Of these his slaves, who on that day shall storm the hungry mile.

Radical poet Ernest Antony (1894-1960) wrote of The Hungry Mile in his 1930’s poem of that name. Self-educated and having experienced his share of hardship during a nomadic existence, he had variously worked at different jobs and in 1930 had walked the Hungry Mile.

And when the world grows wiser and all men at last are free
When none shall feel the hunger nor tramp in misery
To beg the right to slave for bread, the children then may smile.
At those strange tales they tell of what was once the hungry mile.

As part of the Government’s redevelopment proposals for the area and the creation of a new suburb, the area was officially renamed in 2006 by the State Government from Miller’s Point to Barangaroo, the name of a prominent indigenous woman in the history of the area and the wife of Bennelong, who has given his name to Bennelong Point. Former PM Paul Keating, who was on the name selection panel, described the name as “Aboriginal kitsch”. The Maritime Union of Australia campaigned for the name The Hungry Mile to be retained in recognition of the history and hardship of the site. The public kept using the name The Hungry Mile rather than Barangaroo.

Wharves on Hickson Road, c 1920.

Barangaroo in the foreground, before shipping buildings were demolished

In September 2006 Premier Morris Iemma bowed to the pressure and announced that Hickson Road in Sydney was to be re-named The Hungry Mile in honour of maritime workers and their struggles during the Great Depression.
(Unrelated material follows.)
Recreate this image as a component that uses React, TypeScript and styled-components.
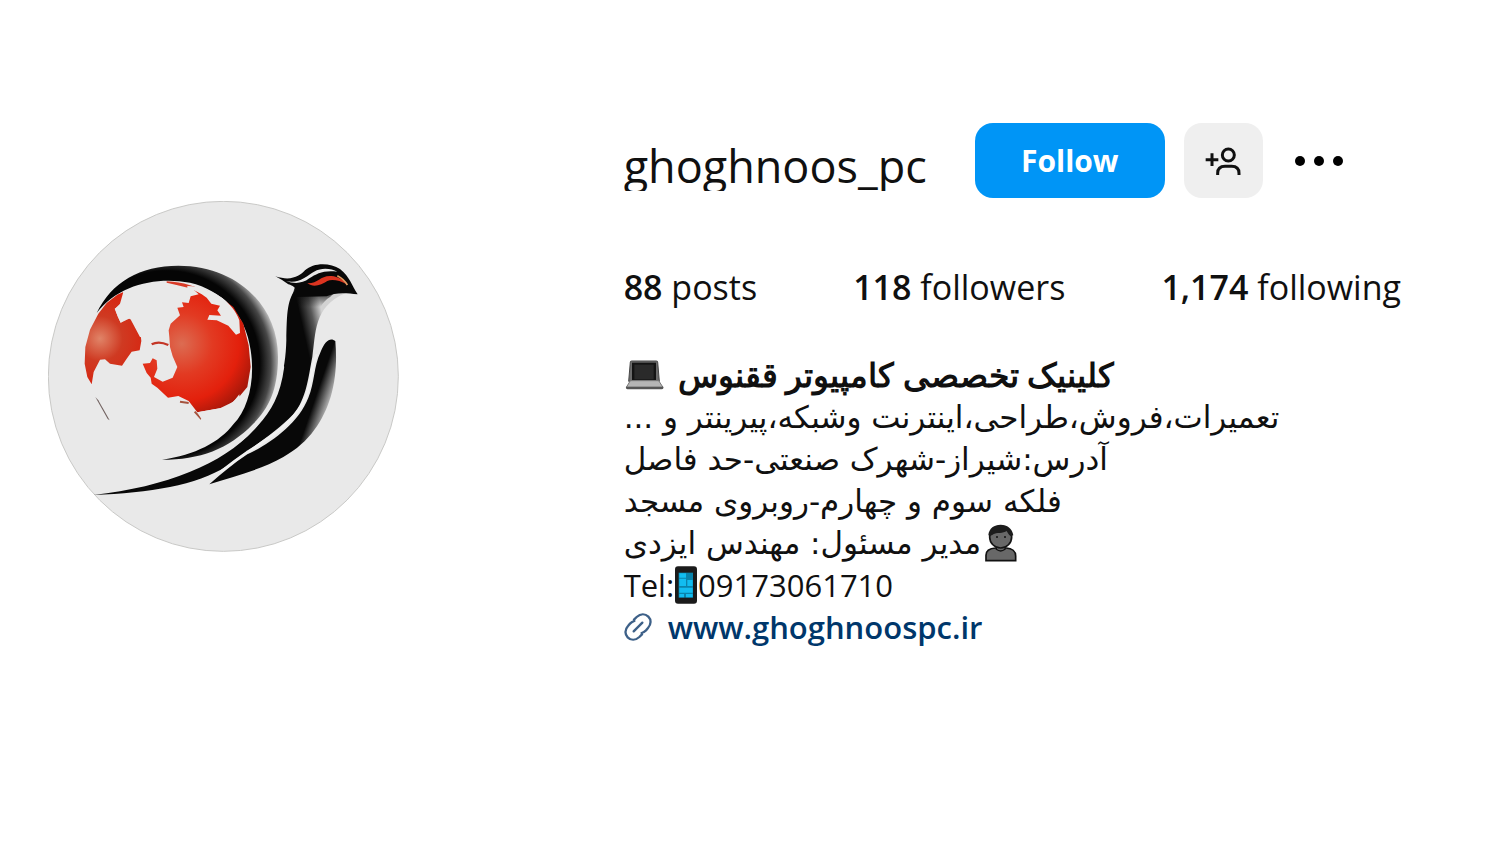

“The Hungry Mile will now take its rightul place on the map of Sydney where it will live forever as a permanent reminder of this area's heritage and the contribution made by maritime workers," Mr Iemma said.

There was no mention made of the irony of proposed multi million dollar residential apartments having an address at The Hungry Mile.

In a further irony, the Hungry Mile was used as the site of the Catholic Mass which opened World Youth Day in Sydney in 2008. It was also the scene of Christ’s crucifixion in the re-enactment of Christ’s last days.